Reproduce the material that follows, please, but only from its first line to the line containing "<battery-screen></battery-screen>", inclusive.
-- BEGIN --
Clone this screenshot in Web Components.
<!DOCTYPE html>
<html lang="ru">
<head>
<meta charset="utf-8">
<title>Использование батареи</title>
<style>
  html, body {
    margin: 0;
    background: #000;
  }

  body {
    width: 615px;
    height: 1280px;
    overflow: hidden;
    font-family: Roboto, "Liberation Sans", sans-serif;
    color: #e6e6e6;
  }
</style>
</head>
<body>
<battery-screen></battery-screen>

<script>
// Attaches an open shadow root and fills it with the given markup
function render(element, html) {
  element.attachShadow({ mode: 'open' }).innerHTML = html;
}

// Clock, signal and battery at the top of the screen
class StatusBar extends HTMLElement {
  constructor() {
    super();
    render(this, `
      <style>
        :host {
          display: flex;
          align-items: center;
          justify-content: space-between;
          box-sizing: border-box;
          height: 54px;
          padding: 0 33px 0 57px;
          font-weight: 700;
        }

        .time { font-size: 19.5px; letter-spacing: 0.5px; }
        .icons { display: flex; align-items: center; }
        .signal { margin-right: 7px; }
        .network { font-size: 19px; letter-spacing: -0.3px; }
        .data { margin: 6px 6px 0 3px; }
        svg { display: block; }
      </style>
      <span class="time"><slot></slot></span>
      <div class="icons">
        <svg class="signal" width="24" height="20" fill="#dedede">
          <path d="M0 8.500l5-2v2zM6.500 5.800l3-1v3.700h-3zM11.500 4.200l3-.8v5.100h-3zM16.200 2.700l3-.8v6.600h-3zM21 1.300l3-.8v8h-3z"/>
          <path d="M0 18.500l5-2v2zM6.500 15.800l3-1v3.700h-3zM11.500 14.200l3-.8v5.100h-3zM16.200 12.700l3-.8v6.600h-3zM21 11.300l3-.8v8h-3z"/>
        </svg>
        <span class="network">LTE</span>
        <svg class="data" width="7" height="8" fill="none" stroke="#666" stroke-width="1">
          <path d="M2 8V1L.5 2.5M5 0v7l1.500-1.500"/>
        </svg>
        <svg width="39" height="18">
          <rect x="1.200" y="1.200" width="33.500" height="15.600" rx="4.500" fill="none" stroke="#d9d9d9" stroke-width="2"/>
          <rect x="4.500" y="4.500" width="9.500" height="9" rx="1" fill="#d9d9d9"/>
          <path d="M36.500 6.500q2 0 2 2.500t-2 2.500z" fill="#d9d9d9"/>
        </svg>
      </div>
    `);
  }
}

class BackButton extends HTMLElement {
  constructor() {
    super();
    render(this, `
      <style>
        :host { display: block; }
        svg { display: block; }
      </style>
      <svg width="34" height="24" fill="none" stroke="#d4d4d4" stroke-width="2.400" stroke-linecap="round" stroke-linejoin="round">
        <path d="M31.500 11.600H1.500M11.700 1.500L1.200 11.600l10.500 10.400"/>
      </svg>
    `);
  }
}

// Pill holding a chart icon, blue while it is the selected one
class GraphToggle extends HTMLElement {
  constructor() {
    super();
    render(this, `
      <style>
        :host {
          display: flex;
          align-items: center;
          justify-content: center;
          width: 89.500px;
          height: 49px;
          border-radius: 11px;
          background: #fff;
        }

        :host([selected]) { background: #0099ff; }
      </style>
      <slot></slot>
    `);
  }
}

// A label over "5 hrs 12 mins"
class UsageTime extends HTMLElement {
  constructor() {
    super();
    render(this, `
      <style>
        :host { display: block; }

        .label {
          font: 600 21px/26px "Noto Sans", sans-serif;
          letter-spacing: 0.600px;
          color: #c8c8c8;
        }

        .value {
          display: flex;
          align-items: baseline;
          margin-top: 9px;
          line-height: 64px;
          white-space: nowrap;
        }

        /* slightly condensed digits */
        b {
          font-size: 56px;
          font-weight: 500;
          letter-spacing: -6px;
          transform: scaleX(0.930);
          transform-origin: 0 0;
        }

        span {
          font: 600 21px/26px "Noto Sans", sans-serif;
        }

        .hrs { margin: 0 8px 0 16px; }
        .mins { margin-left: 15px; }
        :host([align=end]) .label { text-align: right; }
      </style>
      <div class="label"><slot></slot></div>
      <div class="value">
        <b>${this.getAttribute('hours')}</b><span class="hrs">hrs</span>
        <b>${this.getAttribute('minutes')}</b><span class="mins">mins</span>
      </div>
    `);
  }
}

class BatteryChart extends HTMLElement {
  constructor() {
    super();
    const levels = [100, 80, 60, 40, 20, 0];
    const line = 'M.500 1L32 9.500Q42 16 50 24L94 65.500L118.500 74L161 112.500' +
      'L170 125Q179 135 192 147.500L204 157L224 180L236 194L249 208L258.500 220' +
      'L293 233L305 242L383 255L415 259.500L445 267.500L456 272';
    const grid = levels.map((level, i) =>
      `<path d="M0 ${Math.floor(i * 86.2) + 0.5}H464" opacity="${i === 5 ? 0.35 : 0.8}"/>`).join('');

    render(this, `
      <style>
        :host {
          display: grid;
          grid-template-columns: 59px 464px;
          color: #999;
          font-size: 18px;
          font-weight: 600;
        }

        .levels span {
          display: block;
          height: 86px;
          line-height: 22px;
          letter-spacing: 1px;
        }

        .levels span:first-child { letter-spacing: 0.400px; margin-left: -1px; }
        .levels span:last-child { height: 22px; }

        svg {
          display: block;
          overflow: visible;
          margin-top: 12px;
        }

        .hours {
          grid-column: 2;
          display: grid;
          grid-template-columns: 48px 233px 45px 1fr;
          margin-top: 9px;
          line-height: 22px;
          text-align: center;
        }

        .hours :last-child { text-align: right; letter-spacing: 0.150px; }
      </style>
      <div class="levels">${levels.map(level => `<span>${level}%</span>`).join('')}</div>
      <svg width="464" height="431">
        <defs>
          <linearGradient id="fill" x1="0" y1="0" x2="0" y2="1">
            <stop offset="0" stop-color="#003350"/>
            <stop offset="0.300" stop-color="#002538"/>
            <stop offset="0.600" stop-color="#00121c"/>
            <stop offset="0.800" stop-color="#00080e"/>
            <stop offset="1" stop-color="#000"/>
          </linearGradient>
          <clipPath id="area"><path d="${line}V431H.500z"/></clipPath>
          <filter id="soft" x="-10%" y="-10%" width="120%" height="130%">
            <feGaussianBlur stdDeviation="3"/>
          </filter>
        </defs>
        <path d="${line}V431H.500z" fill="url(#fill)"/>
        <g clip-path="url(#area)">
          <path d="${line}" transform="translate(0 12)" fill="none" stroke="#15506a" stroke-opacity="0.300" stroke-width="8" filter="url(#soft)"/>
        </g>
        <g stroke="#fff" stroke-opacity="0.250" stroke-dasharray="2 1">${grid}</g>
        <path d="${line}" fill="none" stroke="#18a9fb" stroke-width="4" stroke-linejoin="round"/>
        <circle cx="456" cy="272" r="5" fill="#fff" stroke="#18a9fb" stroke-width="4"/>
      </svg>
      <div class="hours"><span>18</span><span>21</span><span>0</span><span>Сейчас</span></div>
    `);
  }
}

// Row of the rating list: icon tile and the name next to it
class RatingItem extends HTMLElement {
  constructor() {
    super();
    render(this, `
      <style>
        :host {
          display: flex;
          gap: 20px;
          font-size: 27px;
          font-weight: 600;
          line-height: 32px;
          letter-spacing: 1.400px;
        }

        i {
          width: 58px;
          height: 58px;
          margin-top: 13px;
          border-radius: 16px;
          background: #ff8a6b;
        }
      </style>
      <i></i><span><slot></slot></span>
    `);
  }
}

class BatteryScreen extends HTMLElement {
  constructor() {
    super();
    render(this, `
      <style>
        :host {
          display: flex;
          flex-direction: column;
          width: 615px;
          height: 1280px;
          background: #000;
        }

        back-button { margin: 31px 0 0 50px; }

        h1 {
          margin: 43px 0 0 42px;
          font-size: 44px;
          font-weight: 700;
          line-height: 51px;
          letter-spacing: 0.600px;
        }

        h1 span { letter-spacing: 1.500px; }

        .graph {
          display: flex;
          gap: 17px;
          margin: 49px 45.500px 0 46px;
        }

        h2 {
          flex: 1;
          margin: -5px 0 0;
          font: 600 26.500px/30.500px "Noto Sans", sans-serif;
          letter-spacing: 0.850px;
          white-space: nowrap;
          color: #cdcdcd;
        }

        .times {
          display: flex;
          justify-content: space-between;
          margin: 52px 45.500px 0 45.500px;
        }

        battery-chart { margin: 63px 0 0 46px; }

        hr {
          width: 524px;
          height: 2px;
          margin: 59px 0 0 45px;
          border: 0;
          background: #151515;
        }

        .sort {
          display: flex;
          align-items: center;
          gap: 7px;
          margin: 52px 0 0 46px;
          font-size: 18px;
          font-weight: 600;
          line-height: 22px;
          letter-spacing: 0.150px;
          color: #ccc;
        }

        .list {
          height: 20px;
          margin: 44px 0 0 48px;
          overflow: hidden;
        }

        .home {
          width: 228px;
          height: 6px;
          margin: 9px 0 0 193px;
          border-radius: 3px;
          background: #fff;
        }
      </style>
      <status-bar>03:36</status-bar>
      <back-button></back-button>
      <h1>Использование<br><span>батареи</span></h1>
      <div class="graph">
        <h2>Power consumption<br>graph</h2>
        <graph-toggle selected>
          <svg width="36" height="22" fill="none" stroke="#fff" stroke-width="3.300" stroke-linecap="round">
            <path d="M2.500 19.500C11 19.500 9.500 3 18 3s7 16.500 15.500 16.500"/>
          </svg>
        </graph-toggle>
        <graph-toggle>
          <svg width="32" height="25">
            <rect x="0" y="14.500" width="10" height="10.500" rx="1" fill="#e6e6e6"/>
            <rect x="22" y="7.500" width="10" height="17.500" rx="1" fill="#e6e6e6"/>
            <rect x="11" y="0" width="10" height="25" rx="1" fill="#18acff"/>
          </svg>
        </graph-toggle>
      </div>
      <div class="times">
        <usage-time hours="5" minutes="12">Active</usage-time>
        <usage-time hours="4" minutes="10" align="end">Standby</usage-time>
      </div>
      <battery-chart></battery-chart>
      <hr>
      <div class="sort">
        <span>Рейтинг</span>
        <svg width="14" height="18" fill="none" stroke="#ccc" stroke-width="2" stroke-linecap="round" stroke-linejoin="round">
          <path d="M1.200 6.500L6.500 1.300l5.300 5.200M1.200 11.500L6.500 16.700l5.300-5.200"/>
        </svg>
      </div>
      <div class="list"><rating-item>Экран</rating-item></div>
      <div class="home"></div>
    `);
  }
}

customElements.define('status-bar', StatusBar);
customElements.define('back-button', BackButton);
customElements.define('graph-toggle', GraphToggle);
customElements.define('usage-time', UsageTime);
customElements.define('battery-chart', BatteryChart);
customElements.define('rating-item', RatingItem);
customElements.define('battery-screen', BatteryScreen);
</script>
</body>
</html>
-- END --
# [The answer]
Clone this screenshot in Web Components.
<!DOCTYPE html>
<html lang="ru">
<head>
<meta charset="utf-8">
<title>Использование батареи</title>
<style>
  html, body {
    margin: 0;
    background: #000;
  }

  body {
    width: 615px;
    height: 1280px;
    overflow: hidden;
    font-family: Roboto, "Liberation Sans", sans-serif;
    color: #e6e6e6;
  }
</style>
</head>
<body>
<battery-screen></battery-screen>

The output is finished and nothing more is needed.